• **Provided records**:
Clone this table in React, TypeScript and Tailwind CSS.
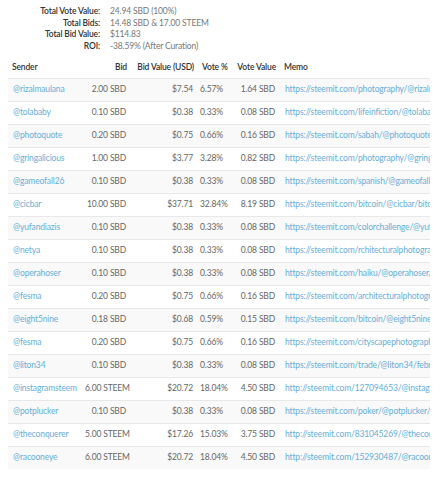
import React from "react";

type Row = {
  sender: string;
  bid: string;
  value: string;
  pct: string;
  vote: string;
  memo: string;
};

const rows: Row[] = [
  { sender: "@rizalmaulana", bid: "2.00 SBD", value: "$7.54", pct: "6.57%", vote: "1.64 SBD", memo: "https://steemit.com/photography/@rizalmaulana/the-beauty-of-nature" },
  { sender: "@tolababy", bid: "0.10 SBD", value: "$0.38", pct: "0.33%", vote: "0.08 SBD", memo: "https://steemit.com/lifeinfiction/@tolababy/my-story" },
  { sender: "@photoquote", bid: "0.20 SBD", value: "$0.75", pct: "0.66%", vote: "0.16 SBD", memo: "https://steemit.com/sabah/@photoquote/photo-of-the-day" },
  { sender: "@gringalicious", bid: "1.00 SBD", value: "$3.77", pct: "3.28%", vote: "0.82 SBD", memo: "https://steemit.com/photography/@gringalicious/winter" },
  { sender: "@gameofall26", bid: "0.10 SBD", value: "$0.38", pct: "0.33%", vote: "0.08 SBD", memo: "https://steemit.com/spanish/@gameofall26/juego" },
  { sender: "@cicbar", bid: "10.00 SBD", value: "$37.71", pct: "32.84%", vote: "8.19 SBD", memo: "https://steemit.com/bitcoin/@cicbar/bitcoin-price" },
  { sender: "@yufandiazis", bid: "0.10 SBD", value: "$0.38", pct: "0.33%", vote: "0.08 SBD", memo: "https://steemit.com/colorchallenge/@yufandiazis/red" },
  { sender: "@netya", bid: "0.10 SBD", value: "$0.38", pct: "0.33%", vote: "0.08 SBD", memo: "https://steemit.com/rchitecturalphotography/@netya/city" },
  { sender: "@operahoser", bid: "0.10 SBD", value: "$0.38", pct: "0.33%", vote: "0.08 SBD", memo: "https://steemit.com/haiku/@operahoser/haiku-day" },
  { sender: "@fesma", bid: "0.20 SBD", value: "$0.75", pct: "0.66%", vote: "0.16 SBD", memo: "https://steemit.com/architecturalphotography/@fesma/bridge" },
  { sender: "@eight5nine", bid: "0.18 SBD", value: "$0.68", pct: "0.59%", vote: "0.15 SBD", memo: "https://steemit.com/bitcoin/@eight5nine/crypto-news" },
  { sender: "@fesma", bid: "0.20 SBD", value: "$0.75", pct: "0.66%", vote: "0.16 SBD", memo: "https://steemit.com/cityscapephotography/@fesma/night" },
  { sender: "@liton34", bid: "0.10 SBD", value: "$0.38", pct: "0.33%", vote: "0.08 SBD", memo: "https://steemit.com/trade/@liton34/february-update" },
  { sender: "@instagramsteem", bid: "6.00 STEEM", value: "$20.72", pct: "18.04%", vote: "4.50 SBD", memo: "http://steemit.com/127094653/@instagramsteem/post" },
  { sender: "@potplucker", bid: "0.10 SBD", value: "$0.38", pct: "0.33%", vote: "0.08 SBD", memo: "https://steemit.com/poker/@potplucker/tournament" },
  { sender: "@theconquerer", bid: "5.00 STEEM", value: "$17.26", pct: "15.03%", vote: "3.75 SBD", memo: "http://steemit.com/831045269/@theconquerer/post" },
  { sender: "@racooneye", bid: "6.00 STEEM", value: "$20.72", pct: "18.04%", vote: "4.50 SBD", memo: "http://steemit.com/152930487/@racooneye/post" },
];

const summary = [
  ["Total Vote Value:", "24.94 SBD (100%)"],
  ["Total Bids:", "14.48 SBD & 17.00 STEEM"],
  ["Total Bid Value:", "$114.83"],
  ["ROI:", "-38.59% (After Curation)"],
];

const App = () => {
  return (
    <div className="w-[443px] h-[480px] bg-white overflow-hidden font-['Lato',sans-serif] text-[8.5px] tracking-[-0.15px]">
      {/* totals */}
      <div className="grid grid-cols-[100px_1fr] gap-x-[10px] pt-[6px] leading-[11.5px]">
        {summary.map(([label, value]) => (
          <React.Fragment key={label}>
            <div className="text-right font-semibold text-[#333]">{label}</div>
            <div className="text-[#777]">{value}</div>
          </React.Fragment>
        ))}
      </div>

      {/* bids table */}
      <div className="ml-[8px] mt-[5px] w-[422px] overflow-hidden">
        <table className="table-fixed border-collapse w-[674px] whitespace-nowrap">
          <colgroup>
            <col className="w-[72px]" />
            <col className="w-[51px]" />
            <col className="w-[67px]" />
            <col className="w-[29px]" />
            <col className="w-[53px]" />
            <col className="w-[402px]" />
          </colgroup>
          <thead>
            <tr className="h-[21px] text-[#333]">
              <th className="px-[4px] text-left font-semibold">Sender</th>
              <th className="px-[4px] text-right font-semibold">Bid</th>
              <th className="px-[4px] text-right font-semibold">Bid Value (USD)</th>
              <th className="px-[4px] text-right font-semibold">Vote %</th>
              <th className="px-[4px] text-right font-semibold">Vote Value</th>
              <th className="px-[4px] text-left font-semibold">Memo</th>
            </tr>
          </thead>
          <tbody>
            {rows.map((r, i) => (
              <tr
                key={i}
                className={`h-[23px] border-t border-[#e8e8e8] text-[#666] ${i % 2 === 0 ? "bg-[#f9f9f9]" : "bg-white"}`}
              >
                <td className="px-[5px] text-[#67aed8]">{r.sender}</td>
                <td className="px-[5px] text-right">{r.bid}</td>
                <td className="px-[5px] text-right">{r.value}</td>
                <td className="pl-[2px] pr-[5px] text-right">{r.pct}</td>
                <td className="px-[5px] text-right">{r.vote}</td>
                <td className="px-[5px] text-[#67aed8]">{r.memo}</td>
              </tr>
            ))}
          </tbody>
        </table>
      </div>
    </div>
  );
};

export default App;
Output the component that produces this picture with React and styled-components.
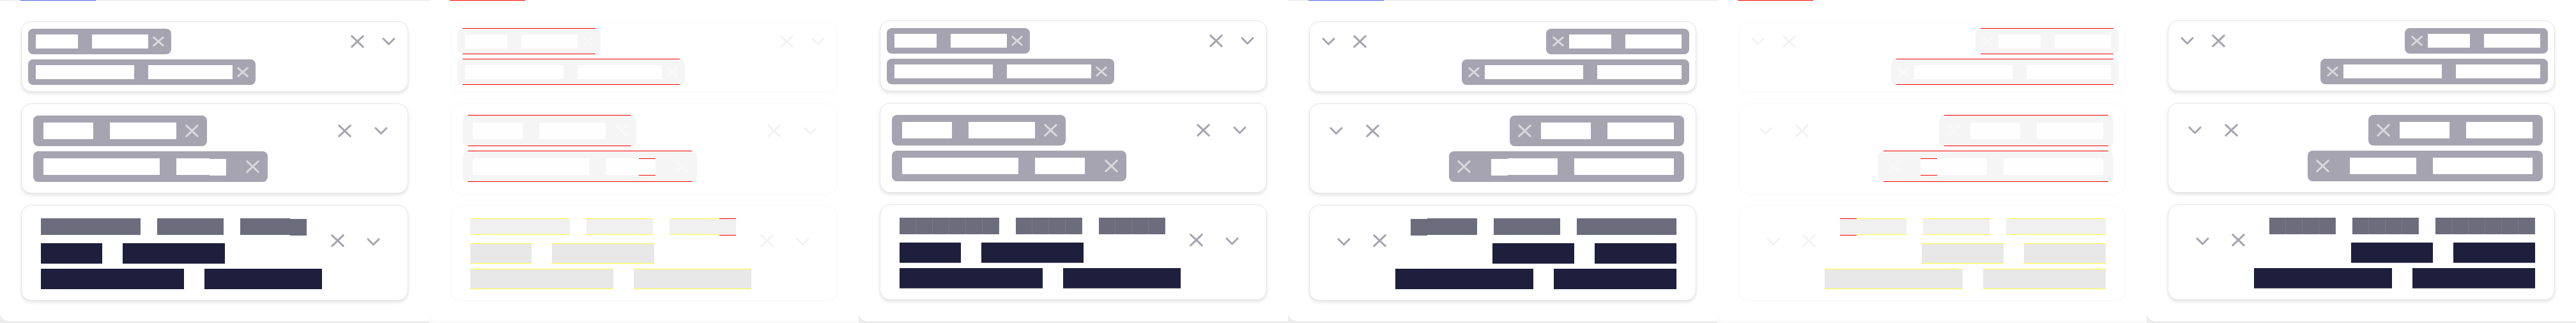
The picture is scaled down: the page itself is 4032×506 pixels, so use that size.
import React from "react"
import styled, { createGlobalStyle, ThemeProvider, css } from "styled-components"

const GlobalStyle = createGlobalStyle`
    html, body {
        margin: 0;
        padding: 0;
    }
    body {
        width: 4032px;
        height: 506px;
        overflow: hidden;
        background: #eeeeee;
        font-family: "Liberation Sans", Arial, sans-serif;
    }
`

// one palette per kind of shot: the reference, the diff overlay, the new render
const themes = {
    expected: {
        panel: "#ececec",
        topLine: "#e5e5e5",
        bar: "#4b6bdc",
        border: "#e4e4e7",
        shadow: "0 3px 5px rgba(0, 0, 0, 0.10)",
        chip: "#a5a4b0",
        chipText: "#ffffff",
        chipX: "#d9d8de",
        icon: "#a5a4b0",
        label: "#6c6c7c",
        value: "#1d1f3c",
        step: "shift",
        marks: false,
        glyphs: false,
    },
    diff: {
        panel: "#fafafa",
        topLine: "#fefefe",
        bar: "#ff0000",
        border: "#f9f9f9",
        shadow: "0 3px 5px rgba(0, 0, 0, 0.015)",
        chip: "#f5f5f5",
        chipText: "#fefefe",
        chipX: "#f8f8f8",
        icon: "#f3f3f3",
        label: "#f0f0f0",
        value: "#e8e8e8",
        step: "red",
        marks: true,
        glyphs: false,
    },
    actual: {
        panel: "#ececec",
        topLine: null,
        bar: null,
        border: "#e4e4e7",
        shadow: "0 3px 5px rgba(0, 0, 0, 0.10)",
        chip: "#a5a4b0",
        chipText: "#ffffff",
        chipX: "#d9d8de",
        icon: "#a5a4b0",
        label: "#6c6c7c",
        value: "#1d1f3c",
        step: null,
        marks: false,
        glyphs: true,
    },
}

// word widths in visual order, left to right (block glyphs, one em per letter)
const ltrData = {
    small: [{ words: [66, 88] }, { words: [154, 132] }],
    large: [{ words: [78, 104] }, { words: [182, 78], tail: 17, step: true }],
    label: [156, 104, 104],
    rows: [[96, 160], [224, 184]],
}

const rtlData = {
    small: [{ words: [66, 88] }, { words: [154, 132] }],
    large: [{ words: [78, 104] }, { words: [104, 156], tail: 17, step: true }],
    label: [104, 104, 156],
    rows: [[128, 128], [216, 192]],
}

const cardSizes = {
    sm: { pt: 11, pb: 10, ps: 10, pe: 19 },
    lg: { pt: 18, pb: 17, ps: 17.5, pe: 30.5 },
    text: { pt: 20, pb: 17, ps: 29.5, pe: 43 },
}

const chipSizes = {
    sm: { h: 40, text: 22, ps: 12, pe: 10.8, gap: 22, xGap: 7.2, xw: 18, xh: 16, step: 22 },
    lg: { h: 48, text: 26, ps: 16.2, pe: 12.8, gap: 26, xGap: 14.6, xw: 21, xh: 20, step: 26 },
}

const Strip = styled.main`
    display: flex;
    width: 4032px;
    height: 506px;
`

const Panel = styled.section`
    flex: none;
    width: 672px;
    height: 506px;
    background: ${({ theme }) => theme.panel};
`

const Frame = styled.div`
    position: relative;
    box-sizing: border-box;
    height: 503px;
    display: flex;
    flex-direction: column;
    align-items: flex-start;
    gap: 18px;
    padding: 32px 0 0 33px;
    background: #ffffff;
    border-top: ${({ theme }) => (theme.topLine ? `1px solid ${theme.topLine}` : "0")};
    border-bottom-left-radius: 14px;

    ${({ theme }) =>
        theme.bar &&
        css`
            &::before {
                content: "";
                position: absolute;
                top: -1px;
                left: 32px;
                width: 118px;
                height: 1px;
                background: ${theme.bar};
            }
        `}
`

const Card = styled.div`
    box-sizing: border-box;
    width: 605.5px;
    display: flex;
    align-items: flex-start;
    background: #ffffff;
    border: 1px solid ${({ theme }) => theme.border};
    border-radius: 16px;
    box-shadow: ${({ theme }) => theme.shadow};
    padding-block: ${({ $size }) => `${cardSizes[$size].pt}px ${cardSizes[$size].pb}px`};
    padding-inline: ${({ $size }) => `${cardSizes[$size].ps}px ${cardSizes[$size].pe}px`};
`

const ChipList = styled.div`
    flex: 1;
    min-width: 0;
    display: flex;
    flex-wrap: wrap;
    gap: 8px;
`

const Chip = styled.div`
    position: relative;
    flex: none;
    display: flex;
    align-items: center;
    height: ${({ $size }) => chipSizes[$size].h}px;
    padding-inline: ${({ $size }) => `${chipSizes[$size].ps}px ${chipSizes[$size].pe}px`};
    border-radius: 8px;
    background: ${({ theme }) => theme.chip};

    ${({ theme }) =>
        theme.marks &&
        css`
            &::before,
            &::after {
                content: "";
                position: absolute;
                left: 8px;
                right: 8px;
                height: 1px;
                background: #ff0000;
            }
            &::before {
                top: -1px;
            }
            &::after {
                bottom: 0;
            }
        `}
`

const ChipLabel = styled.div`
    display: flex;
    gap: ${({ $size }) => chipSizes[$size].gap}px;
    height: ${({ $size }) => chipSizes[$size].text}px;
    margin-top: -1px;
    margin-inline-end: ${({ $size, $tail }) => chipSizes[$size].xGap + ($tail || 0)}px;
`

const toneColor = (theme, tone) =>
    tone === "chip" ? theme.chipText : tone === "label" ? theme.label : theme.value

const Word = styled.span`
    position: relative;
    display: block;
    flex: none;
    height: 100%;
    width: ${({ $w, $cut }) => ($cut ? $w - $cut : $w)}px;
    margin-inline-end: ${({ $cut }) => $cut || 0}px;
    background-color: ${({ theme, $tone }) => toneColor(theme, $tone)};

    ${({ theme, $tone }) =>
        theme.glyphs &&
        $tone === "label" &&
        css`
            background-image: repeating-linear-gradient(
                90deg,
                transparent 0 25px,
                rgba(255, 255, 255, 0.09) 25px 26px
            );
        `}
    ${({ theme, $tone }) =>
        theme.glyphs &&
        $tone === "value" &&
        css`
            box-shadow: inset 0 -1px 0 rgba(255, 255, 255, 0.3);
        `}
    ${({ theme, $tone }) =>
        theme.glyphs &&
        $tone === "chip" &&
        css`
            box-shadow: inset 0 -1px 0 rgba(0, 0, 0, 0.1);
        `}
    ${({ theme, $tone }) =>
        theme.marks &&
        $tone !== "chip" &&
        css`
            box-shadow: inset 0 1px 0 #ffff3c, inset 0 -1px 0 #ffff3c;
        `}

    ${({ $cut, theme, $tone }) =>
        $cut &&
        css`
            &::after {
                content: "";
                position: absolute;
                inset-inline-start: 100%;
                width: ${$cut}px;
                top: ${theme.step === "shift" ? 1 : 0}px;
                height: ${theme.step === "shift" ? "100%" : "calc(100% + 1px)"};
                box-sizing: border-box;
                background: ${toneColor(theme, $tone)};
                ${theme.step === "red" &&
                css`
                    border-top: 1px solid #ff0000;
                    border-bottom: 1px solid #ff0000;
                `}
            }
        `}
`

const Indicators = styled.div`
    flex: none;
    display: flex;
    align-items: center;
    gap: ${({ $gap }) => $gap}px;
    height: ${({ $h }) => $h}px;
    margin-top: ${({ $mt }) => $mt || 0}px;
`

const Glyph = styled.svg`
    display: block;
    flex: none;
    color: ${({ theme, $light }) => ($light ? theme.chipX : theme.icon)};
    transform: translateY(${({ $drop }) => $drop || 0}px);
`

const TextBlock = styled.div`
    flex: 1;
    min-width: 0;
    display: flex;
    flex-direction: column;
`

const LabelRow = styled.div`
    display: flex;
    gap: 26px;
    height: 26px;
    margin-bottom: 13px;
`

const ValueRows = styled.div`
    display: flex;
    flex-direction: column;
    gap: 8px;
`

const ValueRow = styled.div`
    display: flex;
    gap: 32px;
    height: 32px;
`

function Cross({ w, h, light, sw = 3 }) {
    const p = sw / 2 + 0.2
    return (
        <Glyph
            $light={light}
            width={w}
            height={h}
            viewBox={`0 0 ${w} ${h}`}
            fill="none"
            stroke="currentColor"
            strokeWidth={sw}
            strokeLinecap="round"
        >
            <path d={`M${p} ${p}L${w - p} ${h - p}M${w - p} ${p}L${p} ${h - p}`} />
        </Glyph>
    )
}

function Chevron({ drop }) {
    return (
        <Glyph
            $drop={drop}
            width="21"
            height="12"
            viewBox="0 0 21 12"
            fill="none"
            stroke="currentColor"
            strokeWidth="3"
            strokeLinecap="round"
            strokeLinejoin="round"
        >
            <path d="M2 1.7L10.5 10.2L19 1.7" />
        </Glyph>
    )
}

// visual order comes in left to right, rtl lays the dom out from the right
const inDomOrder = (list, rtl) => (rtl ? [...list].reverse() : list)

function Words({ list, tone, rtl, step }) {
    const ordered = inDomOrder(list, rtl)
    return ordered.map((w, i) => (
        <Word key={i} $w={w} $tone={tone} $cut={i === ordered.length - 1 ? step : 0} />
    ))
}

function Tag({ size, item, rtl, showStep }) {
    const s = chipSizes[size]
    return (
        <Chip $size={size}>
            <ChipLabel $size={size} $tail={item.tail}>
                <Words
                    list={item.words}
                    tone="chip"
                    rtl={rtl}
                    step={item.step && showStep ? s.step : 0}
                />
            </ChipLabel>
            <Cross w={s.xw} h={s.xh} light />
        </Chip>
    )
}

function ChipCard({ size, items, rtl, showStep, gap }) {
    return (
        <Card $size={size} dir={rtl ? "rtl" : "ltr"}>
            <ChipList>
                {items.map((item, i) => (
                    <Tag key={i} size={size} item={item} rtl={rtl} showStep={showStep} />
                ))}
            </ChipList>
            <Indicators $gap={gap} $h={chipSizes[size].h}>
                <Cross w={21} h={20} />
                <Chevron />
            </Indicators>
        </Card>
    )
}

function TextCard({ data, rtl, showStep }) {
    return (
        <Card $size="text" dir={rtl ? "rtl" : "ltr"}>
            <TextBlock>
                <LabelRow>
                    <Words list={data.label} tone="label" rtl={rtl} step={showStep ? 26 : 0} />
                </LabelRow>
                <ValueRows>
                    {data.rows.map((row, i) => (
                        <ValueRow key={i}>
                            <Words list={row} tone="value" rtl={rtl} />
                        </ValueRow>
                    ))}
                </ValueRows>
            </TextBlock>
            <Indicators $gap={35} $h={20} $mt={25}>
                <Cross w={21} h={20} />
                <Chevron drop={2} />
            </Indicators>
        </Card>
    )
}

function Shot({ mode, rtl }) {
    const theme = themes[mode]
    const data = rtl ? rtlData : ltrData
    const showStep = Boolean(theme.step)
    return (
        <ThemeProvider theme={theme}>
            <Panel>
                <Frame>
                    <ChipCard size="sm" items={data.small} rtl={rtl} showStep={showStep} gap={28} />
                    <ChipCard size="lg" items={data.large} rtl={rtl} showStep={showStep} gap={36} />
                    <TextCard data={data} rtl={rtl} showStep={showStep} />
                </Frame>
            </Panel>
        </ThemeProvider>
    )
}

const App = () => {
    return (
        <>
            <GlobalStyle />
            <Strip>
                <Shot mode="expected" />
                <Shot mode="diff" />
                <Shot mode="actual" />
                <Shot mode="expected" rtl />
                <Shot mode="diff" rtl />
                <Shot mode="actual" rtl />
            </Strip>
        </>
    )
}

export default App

• **Description of the task**: Report each line in the data that holds the word "table".

• **Reply**:
Clone this table in React, TypeScript and Tailwind CSS.
      {/* bids table */}
        <table className="table-fixed border-collapse w-[674px] whitespace-nowrap">
        </table>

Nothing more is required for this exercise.